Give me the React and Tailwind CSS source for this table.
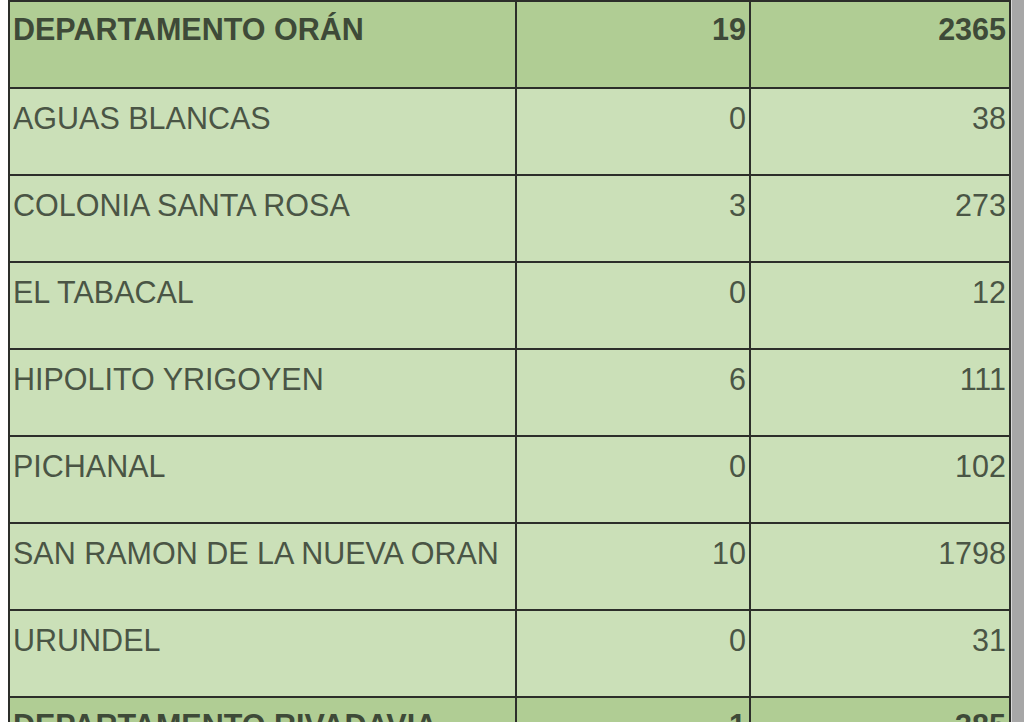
import React from "react";

const rows = [
  { name: "DEPARTAMENTO ORÁN", a: "19", b: "2365", bold: true },
  { name: "AGUAS BLANCAS", a: "0", b: "38" },
  { name: "COLONIA SANTA ROSA", a: "3", b: "273" },
  { name: "EL TABACAL", a: "0", b: "12" },
  { name: "HIPOLITO YRIGOYEN", a: "6", b: "111" },
  { name: "PICHANAL", a: "0", b: "102" },
  { name: "SAN RAMON DE LA NUEVA ORAN", a: "10", b: "1798" },
  { name: "URUNDEL", a: "0", b: "31" },
  { name: "DEPARTAMENTO RIVADAVIA", a: "1", b: "385", bold: true },
];

export default function App() {
  return (
    <div
      className="flex h-[722px] w-[1024px] overflow-hidden bg-white"
      style={{ fontFamily: '"Liberation Sans", Arial, sans-serif' }}
    >
      <div className="w-[8px] shrink-0 bg-white" />
      <div className="flex shrink-0 flex-col">
        <div className="h-[3px] bg-[#cce0b8]" />
        <div className="grid grid-cols-[507px_234px_260px] border-l-2 border-t-2 border-[#2c2e2a]">
          {rows.map((r, i) => {
            const bg = r.bold ? "bg-[#b0cd94]" : "bg-[#cbe0b8]";
            const txt = r.bold
              ? "font-bold text-[#3e4a38] pt-[10px]"
              : "font-normal text-[#4a5545] pt-[12px]";
            return (
              <React.Fragment key={i}>
                <div
                  className={`h-[87px] border-b-2 border-r-2 border-[#2c2e2a] pl-[3px] text-[30.5px] leading-[34px] whitespace-nowrap ${bg} ${txt}`}
                >
                  {r.name}
                </div>
                <div
                  className={`h-[87px] border-b-2 border-r-2 border-[#2c2e2a] pr-[3px] text-right text-[30.5px] leading-[34px] ${bg} ${txt}`}
                >
                  {r.a}
                </div>
                <div
                  className={`h-[87px] border-b-2 border-r-2 border-[#2c2e2a] pr-[3px] text-right text-[30.5px] leading-[34px] ${bg} ${txt}`}
                >
                  {r.b}
                </div>
              </React.Fragment>
            );
          })}
        </div>
      </div>
      <div className="w-[1px] shrink-0 bg-[#d8d8d8]" />
      <div className="flex-1 bg-[#a7a7a7]" />
    </div>
  );
}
━━━━━━━━
SHORT TASK: Omit the pictures, then output the rest of the listing exactly.

THE REPLY:
Give me the React and Tailwind CSS source for this table.
import React from "react";

const rows = [
  { name: "DEPARTAMENTO ORÁN", a: "19", b: "2365", bold: true },
  { name: "AGUAS BLANCAS", a: "0", b: "38" },
  { name: "COLONIA SANTA ROSA", a: "3", b: "273" },
  { name: "EL TABACAL", a: "0", b: "12" },
  { name: "HIPOLITO YRIGOYEN", a: "6", b: "111" },
  { name: "PICHANAL", a: "0", b: "102" },
  { name: "SAN RAMON DE LA NUEVA ORAN", a: "10", b: "1798" },
  { name: "URUNDEL", a: "0", b: "31" },
  { name: "DEPARTAMENTO RIVADAVIA", a: "1", b: "385", bold: true },
];

export default function App() {
  return (
    <div
      className="flex h-[722px] w-[1024px] overflow-hidden bg-white"
      style={{ fontFamily: '"Liberation Sans", Arial, sans-serif' }}
    >
      <div className="w-[8px] shrink-0 bg-white" />
      <div className="flex shrink-0 flex-col">
        <div className="h-[3px] bg-[#cce0b8]" />
        <div className="grid grid-cols-[507px_234px_260px] border-l-2 border-t-2 border-[#2c2e2a]">
          {rows.map((r, i) => {
            const bg = r.bold ? "bg-[#b0cd94]" : "bg-[#cbe0b8]";
            const txt = r.bold
              ? "font-bold text-[#3e4a38] pt-[10px]"
              : "font-normal text-[#4a5545] pt-[12px]";
            return (
              <React.Fragment key={i}>
                <div
                  className={`h-[87px] border-b-2 border-r-2 border-[#2c2e2a] pl-[3px] text-[30.5px] leading-[34px] whitespace-nowrap ${bg} ${txt}`}
                >
                  {r.name}
                </div>
                <div
                  className={`h-[87px] border-b-2 border-r-2 border-[#2c2e2a] pr-[3px] text-right text-[30.5px] leading-[34px] ${bg} ${txt}`}
                >
                  {r.a}
                </div>
                <div
                  className={`h-[87px] border-b-2 border-r-2 border-[#2c2e2a] pr-[3px] text-right text-[30.5px] leading-[34px] ${bg} ${txt}`}
                >
                  {r.b}
                </div>
              </React.Fragment>
            );
          })}
        </div>
      </div>
      <div className="w-[1px] shrink-0 bg-[#d8d8d8]" />
      <div className="flex-1 bg-[#a7a7a7]" />
    </div>
  );
}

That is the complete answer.